Vexilla Regis Prodeunt
VEXILLA REGIS PRODEUNT
A Latin hymn by Venantius fortunatus (d. c. 610) celebrating the mystery of Christ triumphant on the cross. The original hymn consisted of eight stanzas, the first
four describing Christ's Crucifixion; the second four devoted to the cross itself. A frequently quoted line in the third stanza, "Regnavit a ligno Deus," is from Ps 95.10, following a reading well known in the early Church. The exceptionally beautiful plainsong melody has also been attributed to Fortunatus himself. The Vexilla Regis is further distinguished by the circumstances of its composition. Emperor justin ii sent to Queen Radegunda a relic of the true cross for her convent in Poitiers. Processions from Tours and Poitiers converging at Migné accompanied the envoys from Constantinople back to Poitiers with the relic, singing the Vexilla Regis for the first time on Nov. 19, 569.
Until the reform of the Holy Week liturgies by Pius XII in 1955, this hymn was assigned as a processional hymn for Good Friday when the Blessed Sacrament was brought from the Altar of Repose. In the Divine Office, this hymn was historically prescribed as a Vesper hymn during Passiontide and for the feast of Triumph of the Cross. The hymn, modified for liturgical use, dropped the second strophe and has two new stanzas (O crux ave and a doxology) in place of the original seventh and eighth.

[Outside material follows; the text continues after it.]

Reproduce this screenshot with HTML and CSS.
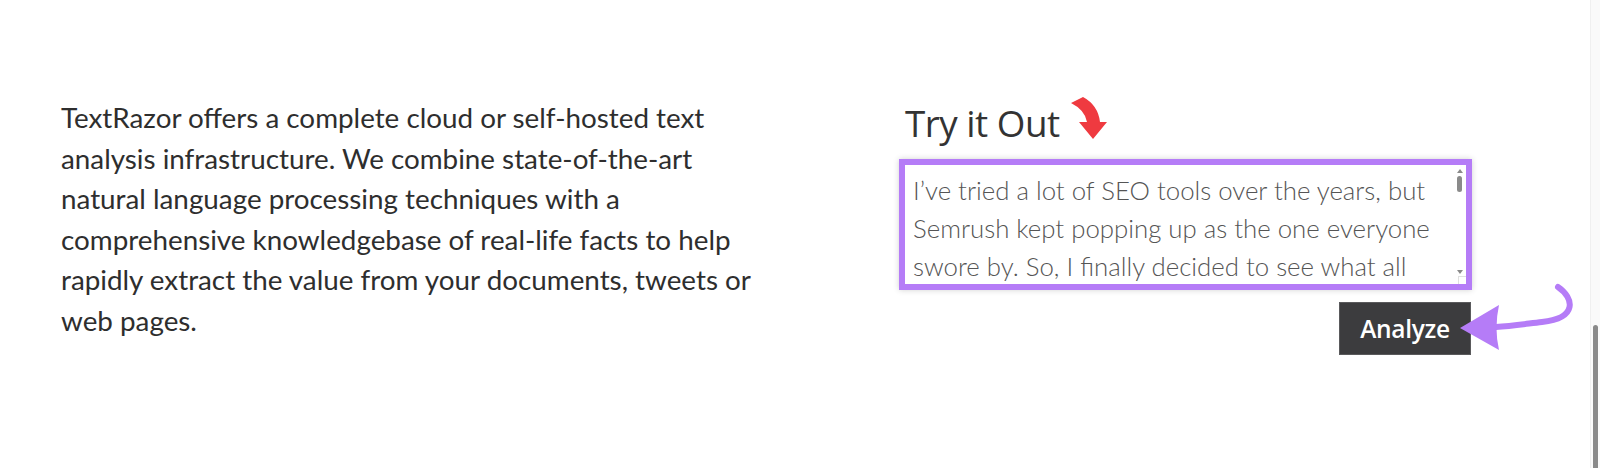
FILE: index.html
```html
<!DOCTYPE html>
<html lang="en">
<head>
<meta charset="utf-8">
<title>TextRazor</title>
<link rel="stylesheet" href="styles.css">
</head>
<body>
<main class="section">
  <div class="intro">
    <p class="lead">TextRazor offers a complete cloud or self-hosted text<br>analysis infrastructure. We combine state-of-the-art<br>natural language processing techniques with a<br>comprehensive knowledgebase of real-life facts to help<br>rapidly extract the value from your documents, tweets or<br>web pages.</p>
  </div>
  <div class="demo">
    <h2 class="demo-title">Try it Out</h2>
    <div class="field">
      <div class="field-text">I’ve tried a lot of SEO tools over the years, but<br>Semrush kept popping up as the one everyone<br>swore by. So, I finally decided to see what all</div>
      <div class="field-scroll">
        <span class="sb-up"></span>
        <span class="sb-thumb"></span>
        <span class="sb-down"></span>
      </div>
      <span class="field-grip"></span>
    </div>
    <div class="actions">
      <button class="btn" type="button">Analyze</button>
    </div>
  </div>
</main>

<svg class="annot" width="1600" height="468" viewBox="0 0 1600 468" aria-hidden="true">
  <path d="M1071,103 L1083,97 Q1098,105 1100,122 L1107,122 L1093,139 L1079,122 L1087,122 Q1085,110 1071,103 Z" fill="#ef3a40"/>
  <path d="M1558,287 C1574,298 1578,318 1542,322 C1525,324 1512,326 1496,327" fill="none" stroke="#b57cf7" stroke-width="6" stroke-linecap="round"/>
  <path d="M1460,328 L1499,305 Q1494,328 1499,350 Z" fill="#b57cf7"/>
</svg>

<div class="page-scroll"><span class="page-thumb"></span></div>
</body>
</html>
```
FILE: styles.css
```css
html, body {
  margin: 0;
  padding: 0;
  background: #ffffff;
}
body {
  width: 1600px;
  height: 468px;
  overflow: hidden;
  position: relative;
  font-family: "Lato", "Open Sans", sans-serif;
}
.section {
  display: flex;
  padding: 96px 0 0 61px;
}
.intro {
  width: 838px;
}
.lead {
  margin: 2px 0 0;
  font-size: 27.8px;
  line-height: 40.6px;
  color: #2e2e2e;
}
.demo {
  width: 573px;
  display: flex;
  flex-direction: column;
}
.demo-title {
  margin: -2px 0 2px 6px;
  font-family: "Open Sans", sans-serif;
  font-weight: 400;
  font-size: 36.8px;
  line-height: 58px;
  color: #333;
  letter-spacing: -0.5px;
}
.field {
  position: relative;
  height: 131px;
  box-sizing: border-box;
  border: 6px solid #b57cf7;
  background: #fff;
  box-shadow: 0 0 6px rgba(0,0,0,0.18);
  overflow: hidden;
  margin-top: 5px;
}
.field-text {
  padding: 6px 24px 0 8px;
  font-family: "Lato", sans-serif;
  font-weight: 300;
  font-size: 25.8px;
  line-height: 38.2px;
  color: #555;
  white-space: nowrap;
}
.field-scroll {
  position: absolute;
  top: 2px;
  right: 1px;
  width: 9px;
  bottom: 10px;
}
.sb-up, .sb-down {
  position: absolute;
  left: 1px;
  width: 0;
  height: 0;
  border-left: 3px solid transparent;
  border-right: 3px solid transparent;
}
.sb-up {
  top: 2px;
  border-bottom: 4px solid #8a8a8a;
}
.sb-down {
  bottom: 0;
  border-top: 4px solid #8a8a8a;
}
.sb-thumb {
  position: absolute;
  top: 9px;
  left: 1px;
  width: 5px;
  height: 16px;
  border-radius: 3px;
  background: #8a8a8a;
}
.field-grip {
  position: absolute;
  right: 0;
  bottom: 0;
  width: 8px;
  height: 8px;
  border-left: 1px solid #e0e0e0;
  border-top: 1px solid #e0e0e0;
  box-sizing: border-box;
}
.actions {
  display: flex;
  justify-content: flex-end;
  margin-top: 12px;
}
.btn {
  width: 132px;
  height: 53px;
  background: #3c3c3e;
  color: #fff;
  border: 1px solid #5a5a5c;
  font-family: "Open Sans", sans-serif;
  font-weight: 600;
  font-size: 24.5px;
  letter-spacing: -0.3px;
  padding: 0;
  margin-right: 1px;
}
.annot {
  position: absolute;
  left: 0;
  top: 0;
  pointer-events: none;
}
.page-scroll {
  position: absolute;
  top: 0;
  right: 0;
  width: 9px;
  height: 468px;
  background: #fafafa;
  border-left: 1px solid #f0f0f0;
}
.page-thumb {
  position: absolute;
  left: 2px;
  top: 325px;
  width: 5px;
  height: 150px;
  border-radius: 3px;
  background: #8a8a8a;
}
```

Bibliography: Analecta hymnica 50 (1907) 74–75. j. julian, ed., A Dictionary of Hymnology (New York 1957). a. s. walpole, ed., Early Latin Hymns (Cambridge, Eng. 1922) 173–177. b. m. peebles, "Fortunatus, Poet of the Holy Cross," American Church Monthly 38 (1935) 152–166. j. szÖvÉrffy, Die Annalen der lateinischen Hymnendichtung (Berlin 1964–65) 1:135–137.